2) If butterflies have a heaven, it would be here.
This Laced Fritillary subspecies (female), Argyreus hyperbius sagada is a brush-footed butterfly endemic to Northern Luzon and Northern Mindanao. Its recorded hostplants are Viola betonicifolia, V. odorata (Violet, Violaceae). Photo by Rey M. Abellada, June 24, 2013. Baguio City, Philippines. From Philippine Lepidoptera Facebook page.
What would you do if you only had a week to live? Spend it in paradise of course. With a lifespan ranging from only a few days to a few months, all kinds of butterflies and moths (which both fall under the Lepidoptera order) have found heaven in the Philippines. With more than 15,000 plants to feed on here, who can blame them.
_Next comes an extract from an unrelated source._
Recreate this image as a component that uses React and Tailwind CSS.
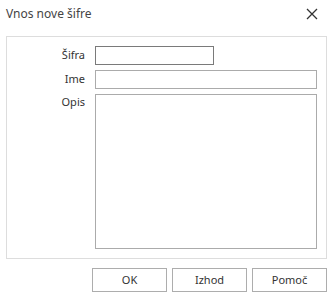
import React from 'react';

const font = { fontFamily: '"Noto Sans", "Open Sans", sans-serif' };

export default function App() {
  return (
    <div className="w-[330px] h-[298px] bg-white text-[#333333] relative" style={font}>
      {/* Title bar */}
      <div className="h-[30px] flex items-center justify-between pl-[6px] pr-[12px]">
        <span className="text-[12px] text-[#444444] leading-none -mt-[2px]">Vnos nove šifre</span>
        <svg width="12" height="12" viewBox="0 0 12 12" className="-mt-[2px]">
          <path d="M1 1 L11 11 M11 1 L1 11" stroke="#333" strokeWidth="1.3" />
        </svg>
      </div>

      {/* Form panel */}
      <div className="ml-[6px] w-[321px] mt-[6px] h-[223px] border border-[#dddddd] pt-[9px] pr-[9px] flex flex-col gap-[5px]">
        <div className="flex items-center h-[19px]">
          <label className="w-[88px] shrink-0 text-right text-[11px] pr-[10px]">Šifra</label>
          <input className="w-[119px] h-[19px] border border-[#7a7a7a] outline-none" />
        </div>
        <div className="flex items-center h-[19px]">
          <label className="w-[88px] shrink-0 text-right text-[11px] pr-[10px]">Ime</label>
          <input className="flex-1 min-w-0 h-[19px] border border-[#ababab] outline-none" />
        </div>
        <div className="flex items-start">
          <label className="w-[88px] shrink-0 text-right text-[11px] pr-[10px] leading-[16px]">Opis</label>
          <textarea className="flex-1 min-w-0 h-[155px] border border-[#ababab] outline-none resize-none" />
        </div>
      </div>

      {/* Buttons */}
      <div className="flex justify-end gap-[5px] pr-[3px] mt-[9px]">
        <button className="w-[75px] h-[24px] border border-[#adadad] bg-white text-[11px]">OK</button>
        <button className="w-[75px] h-[24px] border border-[#adadad] bg-white text-[11px]">Izhod</button>
        <button className="w-[75px] h-[24px] border border-[#adadad] bg-white text-[11px]">Pomoč</button>
      </div>
    </div>
  );
}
Up to 915 species and 910 subspecies are in the Philippines, showing there’s more to see than what lives in city gardens and empty lots. More importantly, as brief as their lives may be, the contribution of butterflies extends far in to the future as they pollinate and promote the growth of our flowering plants to keep ecosystems functioning.
3) Nothing is as rich as Philippine seas.
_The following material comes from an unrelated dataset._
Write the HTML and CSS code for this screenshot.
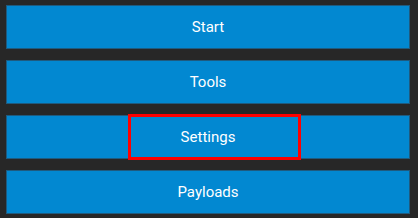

A diver looks over coral reefs in Batangas. Photo by Haribon member Bea Banzuela.
Right in the figurative middle of the Coral Triangle, the world’s center for fish and corals, is the Philippines, making us the center’s center. Add to that having one of 6 existing double barrier reefs in Danajon Bank, Bohol which may have been where anything that lives in Pacific waters evolved from according to the Zoological Society of London, and you end up with unmatched richness when it comes to marine biodiversity.
Which is just as well since over half of Philippine municipalities are considered as coastal areas that rely heavily on marine resources for livelihood and protection from disasters. Additionally, fish is the number one source of protein in the country, stressing the need to protect Philippine seas even more.
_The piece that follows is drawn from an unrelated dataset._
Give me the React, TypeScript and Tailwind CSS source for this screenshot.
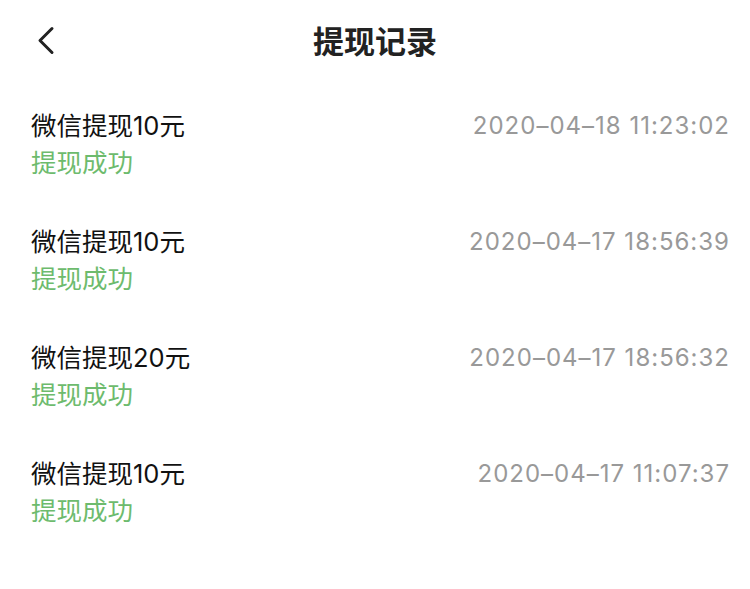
import React from "react";

interface Record {
  amount: string;
  status: string;
  time: string;
}

const records: Record[] = [
  { amount: "微信提现10元", status: "提现成功", time: "2020–04–18 11:23:02" },
  { amount: "微信提现10元", status: "提现成功", time: "2020–04–17 18:56:39" },
  { amount: "微信提现20元", status: "提现成功", time: "2020–04–17 18:56:32" },
  { amount: "微信提现10元", status: "提现成功", time: "2020–04–17 11:07:37" },
];

const App: React.FC = () => {
  return (
    <div
      className="w-[750px] h-[589px] bg-white overflow-hidden"
      style={{ fontFamily: 'Inter, "Noto Sans CJK SC", sans-serif' }}
    >
      <div className="h-[82px] grid grid-cols-[1fr_auto_1fr] items-center">
        <div className="pl-[36px] flex items-center">
          <svg width="22" height="30" viewBox="0 0 22 30" fill="none">
            <path
              d="M16 2.5 L4 14.5 L16 26.5"
              stroke="#222"
              strokeWidth="3"
              strokeLinecap="round"
              strokeLinejoin="round"
            />
          </svg>
        </div>
        <h1 className="text-[31px] font-semibold text-[#222] leading-none">提现记录</h1>
        <div />
      </div>

      <div>
        {records.map((r, i) => (
          <div key={i} className="h-[116px] pt-[25px] pl-[31px] pr-[20px] flex justify-between">
            <div>
              <div className="text-[25.5px] leading-[37px] text-[#111]">{r.amount}</div>
              <div className="text-[25.5px] leading-[37px] text-[#6dbb6d]">{r.status}</div>
            </div>
            <div className="text-[24px] leading-[37px] tracking-[1px] text-[#999]">{r.time}</div>
          </div>
        ))}
      </div>
    </div>
  );
};

export default App;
4) Climbing Philippine trees mean going up more than 100 feet in the air.
Remember that year in elementary school that had trees as sections? Or maybe they were streets in your village. Apitong, Guijo, and Lauan are some examples of native trees of the Philippines that easily grow to more than 100 feet. Unfortunately, these native trees are also on track for extinction.
Not only are logging, mining, and kaingin rapidly destroying the abysmal 22% forest cover we have left, these are being replaced with non-native invasive species such as Mahogany, Acacia, and Gmelina.
These exotic trees are suited more for logging than restoring the health of original forests. Trees such as Mahogany can alter the composition of their surrounding soil and discourage the growth of other wildlife, reducing a forest’s biodiversity levels.
Not to mention not providing a habitat for the next item on the list.
5) We are the only country that has this Eagle.
The Philippine Eagle is endemic to the Philippines. Photo by Klaus Nigge.
This is the critically endangered Philippine Eagle. The largest of its kind in the world, it reaches 3 feet in height and boasts a 7 foot wingspan. That’s enough to wrap you up with three painful hugs at the same time. It is, in our slightly biased opinion, the most majestic example of wildlife in the world.
As apex predators, Philippine Eagles are at the top of the food chain with flying lemurs, snakes, smaller birds, and even monkeys in their diet. Their local name, Haring Ibon, indicates just how undisputed they are as kings of Philippine forests.
And as kings, the only thing that can bring them down is a fellow top predator, humans. Through a century of hunting and destroying its habitat of primary forests with native trees, humans have reduced their number to 300 pairs in the wild. With each pair needing an estimated 100,000 square km of healthy forests, Philippine Eagles are finding it harder each year to feed and breed.
To date, thousands of species are still waiting to be discovered in the Philippines. Some will surely look weird while some will have even more bizarre behaviors, but all are important in maintaining the environment. Let’s keep them alive in the wild and out of cages.